August 30, 2013 6:14 AM

The biggest threat facing America today: greedy, uppity fast food workers

Low-wage workers in the retail and fast food industries have been walking off the job since last year to demand a minimum wage of $15 and the right to organize into unions. The fast food industry’s profits have soared, but those gains haven’t trickled down to workers. Fast food jobs, like the other low-wage service sector jobs that have been the primary source of post-recession job growth, do not currently allow workers to support themselves financially. McDonald’s recommends that its employees find a second job and go without heat or air conditioning in order to survive on the chain’s typical wages.

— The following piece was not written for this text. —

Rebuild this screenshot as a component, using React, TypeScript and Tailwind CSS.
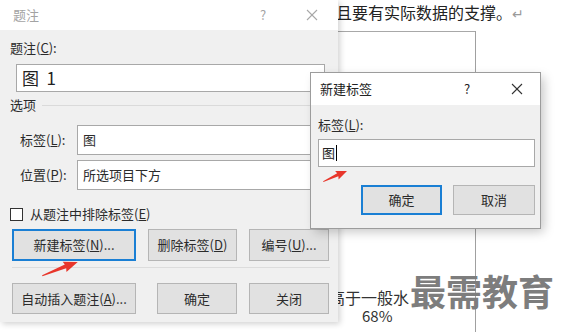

Yesterday’s nationwide fast-food workers strike may not have been the overwhelming success organizers may have been hoping for…but it wasn’t the impotent, abject failure fast-food industry moguls and apologists had expected. It takes a lot of courage for someone making $8.50/hr. to walk off their job, especially when they’re barely surviving financially and know their activism could cost them their job. While it’s too early to know what, if any, sort of long-term impact the strike will have on workers’ wages, at least they were able to raise awareness. That’s the good news.

The bad news is that Americans eat at fast-food restaurants knowing full well (and caring not at all) that the workers serving them are severely, grossly underpaid. When your employer suggests with no sense of irony that you should get a second job if you want to be able to pay your bills, what you have is full-blown, industry-wide exploitation. But, as long as I get my 3/4-lb. Megaburger and super-sized order of fries with a 64-oz. triple chocolate shake, who really cares, right?

I find it interesting that industry spokesmen/apologists are making the case that if workers are paid $15/hr., Americans will be paying more for their artery-clogging monster bacon cheeseburgers. Even more interesting is that none of them seem to look at what should seem an obvious reason for higher prices: the ridiculously outsized salaries CEOs and other executives are making. Executives pulling down six, seven, or even eight figures isn’t a problem…but paying their front-line workers a living wage is? Why is no one calling out this hypocrisy for what it is? If we’re going to have an honest conversation about worker exploitation…well, wait; the whole point is that the fast-food industry really doesn’t want an honest conversation. All they’re really interested in is maintaining the compensation inequity that currently exists by balancing their books on the backs of their workers, whom they tend to regard as disposable.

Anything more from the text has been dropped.